12 Responses to “Smiley sky”

  1. cmlpreston Says:

    Awesome, Dan. That's exactly how I pictured it in my head when I was trying my DSLR. Unfortunately, my images turned out less than stellar (hah).

    What were your camera settings for the smiley face pic? I see you don't expose (hah hah) them on flickr.

  2. loseweightslow Says:

    I'm supprised that your photo doesn't show the moons of Jupiter at all.

  3. hubris Says:

    OK - so you're saying that up there in the Blue Mountains, where folks 'r' special 'n' all (not necessarily all feral, crystal-gazing hillbillies- more towards the subverting-the-dominant-paradigm kind of special), you approached some tourists, asked them for their email address and possibly mentioned that you'd post some photos for them on your blog - what's it called again? That's right - How to Spot a Psychopath. Knowing full well that "blog" was probably mountain-slang for bloody log still slick with the blood of your previous victims, you're surprised that they hopped straight back into their SUV and roared down the M4 back to Mosman, triple checking the doors and windows that night?

    [I didn't feel the need to mention the blog - I just sent them the Flickr link. And I kept all of the knives in my pockets. Not making that darn mistake again, I can tell you - all running along the Cliff Walk in the dark, with the mud puddles and the tripping tree roots and getting a headache from all the darn screaming and begging and "no, no, please, I have children..." Then when you're done with what should only have taken ten seconds in the first place, you have to drag the body up a bunch of stairs. That does tenderise it a bit, though. -Dan]
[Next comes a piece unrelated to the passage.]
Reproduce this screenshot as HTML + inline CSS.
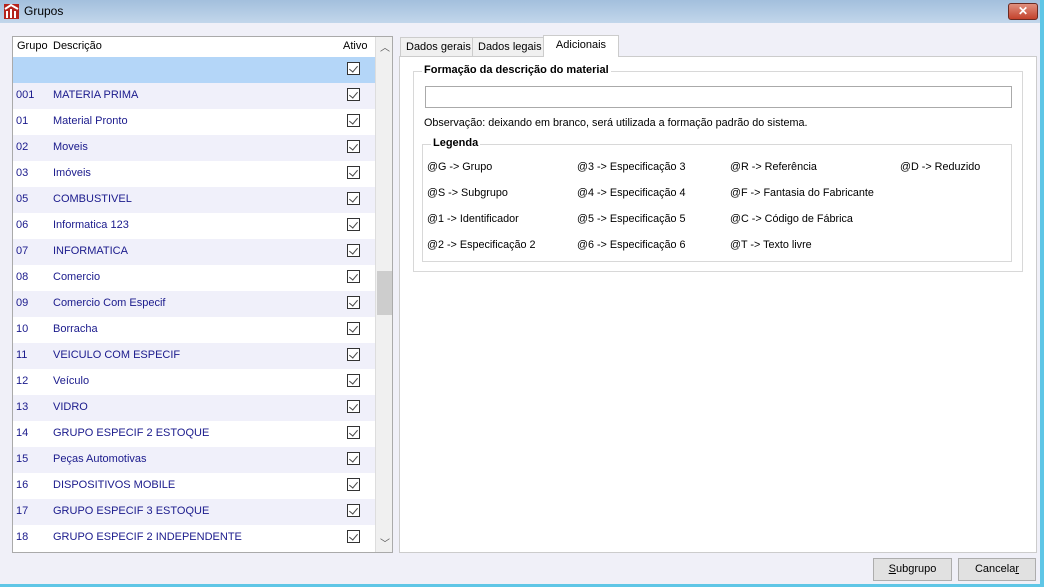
<!DOCTYPE html>
<html><head><meta charset="utf-8"><style>
*{box-sizing:border-box;margin:0;padding:0}
body{width:1044px;height:587px;overflow:hidden;background:#f0f0f8;font-family:"Liberation Sans",sans-serif;font-size:11px;color:#000;position:relative}
.title{position:absolute;left:0;top:0;width:1044px;height:23px;background:linear-gradient(#a3bfdd,#c2d6eb);}
.title span{position:absolute;left:24px;top:4px;font-size:12px}
.edge{position:absolute;right:0;top:0;width:4px;height:587px;background:#5fc6e6}
.edgeb{position:absolute;left:0;bottom:0;width:1044px;height:3px;background:#5fc6e6}
.close{position:absolute;left:1008px;top:3px;width:30px;height:17px;border:1px solid #6b2a22;border-radius:3px;background:linear-gradient(#e0907f,#c4422c);color:#fff;font-weight:bold;text-align:center;font-size:12px;line-height:15px}
.grid{position:absolute;left:12px;top:36px;width:381px;height:517px;border:1px solid #aaa;background:#fff;overflow:hidden}
.hdr{position:absolute;left:0;top:0;width:362px;height:20px;background:#fff}
.hdr span{position:absolute;top:3px}
.row{position:absolute;left:0;width:362px;height:26px;color:#1a1a8c}
.row span{position:absolute;top:6px}
.cb{position:absolute;left:334px;top:5px;width:13px;height:13px;border:1px solid #333;background:#fff}
.cb:after{content:"";position:absolute;left:3px;top:1px;width:4px;height:7px;border:solid #444;border-width:0 1.5px 1.5px 0;transform:rotate(40deg)}
.sb{position:absolute;left:362px;top:0;width:18px;height:515px;background:#f0f0f0;border-left:1px solid #ddd}
.thumb{position:absolute;left:1px;top:234px;width:15px;height:44px;background:#cdcdcd}
.panel{position:absolute;left:399px;top:56px;width:638px;height:497px;background:#fff;border:1px solid #ccc}
.tab{position:absolute;top:37px;height:20px;border:1px solid #ccc;background:#f0f0f0;padding:3px 5px;font-size:11px}
.gb{position:absolute;border:1px solid #d8d8d8}
.gbt{position:absolute;top:-8px;left:8px;background:#fff;padding:0 2px;font-weight:bold;font-size:11px}
.t{position:absolute;font-size:10.8px}
.btn{position:absolute;top:558px;height:23px;border:1px solid #adadad;background:#e1e1e1;text-align:center;line-height:21px;font-size:11px}
</style></head><body>
<div class="title"><svg style="position:absolute;left:4px;top:4px" width="15" height="15"><rect width="15" height="15" fill="#b4231c"/><path d="M1 5 L7 1 L14 5 M3 14 V7 M7 14 V5 M11 14 V7" stroke="#fff" stroke-width="2" fill="none"/></svg><span>Grupos</span></div>
<div class="close">✕</div>
<div class="edge"></div><div class="edgeb"></div>
<div class="grid">
<div class="hdr"><span style="left:4px">Grupo</span><span style="left:40px">Descrição</span><span style="left:330px">Ativo</span></div>
<div class="row" style="top:20px;background:#b4d6f8"><div class="cb"></div></div>
<div class="row" style="top:46px;background:#f0f0fa"><span style="left:3px">001</span><span style="left:40px">MATERIA PRIMA</span><div class="cb"></div></div>
<div class="row" style="top:72px"><span style="left:3px">01</span><span style="left:40px">Material Pronto</span><div class="cb"></div></div>
<div class="row" style="top:98px;background:#f0f0fa"><span style="left:3px">02</span><span style="left:40px">Moveis</span><div class="cb"></div></div>
<div class="row" style="top:124px"><span style="left:3px">03</span><span style="left:40px">Imóveis</span><div class="cb"></div></div>
<div class="row" style="top:150px;background:#f0f0fa"><span style="left:3px">05</span><span style="left:40px">COMBUSTIVEL</span><div class="cb"></div></div>
<div class="row" style="top:176px"><span style="left:3px">06</span><span style="left:40px">Informatica 123</span><div class="cb"></div></div>
<div class="row" style="top:202px;background:#f0f0fa"><span style="left:3px">07</span><span style="left:40px">INFORMATICA</span><div class="cb"></div></div>
<div class="row" style="top:228px"><span style="left:3px">08</span><span style="left:40px">Comercio</span><div class="cb"></div></div>
<div class="row" style="top:254px;background:#f0f0fa"><span style="left:3px">09</span><span style="left:40px">Comercio Com Especif</span><div class="cb"></div></div>
<div class="row" style="top:280px"><span style="left:3px">10</span><span style="left:40px">Borracha</span><div class="cb"></div></div>
<div class="row" style="top:306px;background:#f0f0fa"><span style="left:3px">11</span><span style="left:40px">VEICULO COM ESPECIF</span><div class="cb"></div></div>
<div class="row" style="top:332px"><span style="left:3px">12</span><span style="left:40px">Veículo</span><div class="cb"></div></div>
<div class="row" style="top:358px;background:#f0f0fa"><span style="left:3px">13</span><span style="left:40px">VIDRO</span><div class="cb"></div></div>
<div class="row" style="top:384px"><span style="left:3px">14</span><span style="left:40px">GRUPO ESPECIF 2 ESTOQUE</span><div class="cb"></div></div>
<div class="row" style="top:410px;background:#f0f0fa"><span style="left:3px">15</span><span style="left:40px">Peças Automotivas</span><div class="cb"></div></div>
<div class="row" style="top:436px"><span style="left:3px">16</span><span style="left:40px">DISPOSITIVOS MOBILE</span><div class="cb"></div></div>
<div class="row" style="top:462px;background:#f0f0fa"><span style="left:3px">17</span><span style="left:40px">GRUPO ESPECIF 3 ESTOQUE</span><div class="cb"></div></div>
<div class="row" style="top:488px"><span style="left:3px">18</span><span style="left:40px">GRUPO ESPECIF 2 INDEPENDENTE</span><div class="cb"></div></div>
<div class="sb"><span style="position:absolute;left:4px;top:2px;font-size:10px;color:#555">︿</span><div class="thumb"></div><span style="position:absolute;left:4px;top:498px;font-size:10px;color:#555">﹀</span></div>
</div>
<div class="panel">
<div class="gb" style="left:13px;top:14px;width:610px;height:201px">
<div class="gbt">Formação da descrição do material</div>
<div style="position:absolute;left:11px;top:14px;width:587px;height:22px;border:1px solid #aaa"></div>
<div class="t" style="left:10px;top:45px">Observação: deixando em branco, será utilizada a formação padrão do sistema.</div>
<div class="gb" style="left:8px;top:72px;width:590px;height:118px">
<div class="gbt" style="left:8px">Legenda</div>
<div class="t" style="left:4px;top:16px">@G -&gt; Grupo</div>
<div class="t" style="left:4px;top:42px">@S -&gt; Subgrupo</div>
<div class="t" style="left:4px;top:68px">@1 -&gt; Identificador</div>
<div class="t" style="left:4px;top:94px">@2 -&gt; Especificação 2</div>
<div class="t" style="left:154px;top:16px">@3 -&gt; Especificação 3</div>
<div class="t" style="left:154px;top:42px">@4 -&gt; Especificação 4</div>
<div class="t" style="left:154px;top:68px">@5 -&gt; Especificação 5</div>
<div class="t" style="left:154px;top:94px">@6 -&gt; Especificação 6</div>
<div class="t" style="left:307px;top:16px">@R -&gt; Referência</div>
<div class="t" style="left:307px;top:42px">@F -&gt; Fantasia do Fabricante</div>
<div class="t" style="left:307px;top:68px">@C -&gt; Código de Fábrica</div>
<div class="t" style="left:307px;top:94px">@T -&gt; Texto livre</div>
<div class="t" style="left:477px;top:16px">@D -&gt; Reduzido</div>
</div></div></div>
<div class="tab" style="left:400px">Dados gerais</div>
<div class="tab" style="left:472px">Dados legais</div>
<div class="tab" style="left:543px;top:35px;height:22px;width:76px;background:#fff;border-bottom:none;text-align:center">Adicionais</div>
<div class="btn" style="left:873px;width:79px"><u>S</u>ubgrupo</div>
<div class="btn" style="left:958px;width:78px">Cancela<u>r</u></div>
</body></html>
    P.S. Love the mountains - make an annual pilgrimage with the rug rats up to the Thomas the Tank Engine sessions at the Zig-zag Railway and stay overnight somewhere. Jokes aside, though, how does a died-in-the-wool skeptic fit in amongst the very herbal mountain folk?

  4. Rave Says:

    I don't see any moons round Jupiter? I can spot them with a pair of 10x25s, so I'm a bit disappointed that a Digital SLR can't pick them up, especially as I just splashed out on an EOS 450D:(.

  5. Erik T Says:

    Are you being sarcastic? 10x25s capture a fair bit more light than a DSLR, and I doubt any commercially-available camera sensor can approach the sensitivity of the dark-adjusted human eye.

  6. loseweightslow Says:

    Erik T, I can assure you that a DSLR can trivially photograph the moons of Jupiter.

  7. Daniel Rutter Says:

    Yes, you definitely can see Jovian moons with a DSLR, but you need a longer, higher-quality lens than the one I used (just your basic Canon 100-300mm; a telescope adapter can of course do the job), and it won't hurt to to take several images and stack them, either.

    Here's one:

    Jupiter and moons

    Taken through a telescope with the same not-so-new Canon EOS-20D that I have. Apparently "about five" stacked exposures.

  8. phrantic Says:

    I've stood, I think, precisely where you tripod is sitting in that Three Sister's photograph. My best photograph from my Qld-to-Vic roadtrip of the Sisters could almost be overlaid on that one.

  9. Chazzozz Says:

    It's funny how deceptively large they looked in real life. I doubt that the celestial bodies in SE Qld are physically any large than Eastern NSW, but the planets look very small by comparison in your photograph.

    phrantic - I suspect my own photos of the Three Sisters could almost be superimposed over Dan's, too. I took quite a few from the viewing platform at Echo Point in various spots, so I'm sure that one was close.

    Hey Dan, does that painted fellow still play his didgeridoo for all the tourists? I got quite a chuckle out of seeing all the foreigners 'oohing' and 'aahhing' over the sight.

  10. Ziggyinc Says:

    Heh, I looked at that picture for 5 minutes trying to figure out how your moon ended up on the bottom, then I remembered I'm north of the equator. It looked very different in Hawaii.

  11. Daniel Rutter Says:

    The conjunction was actually tilted a bit to the right from my point of view; the camera wasn't level when I took that shot. But yes, it was that way up.

    After I ran this moon photo...

    Moon shot

    ...in my old EOS-D60 review (I took it with the same 100-300mm), someone e-mailed me to tell me that I'd run it upside-down by mistake. Then he sent me another message, after he'd remembered where I was :-).

  12. Steven Den Beste Says:

    Interesting how the same names come up. Here in Oregon we also have something called "The Three Sisters". But ours are a bit bigger:

    http://vulcan.wr.usgs.gov/Imgs/Jpg/Sisters/Images/Sisters85_aerial_three_sisters_oregon_09-85_med.jpg

    South Sister is the tallest, at 3159 meters.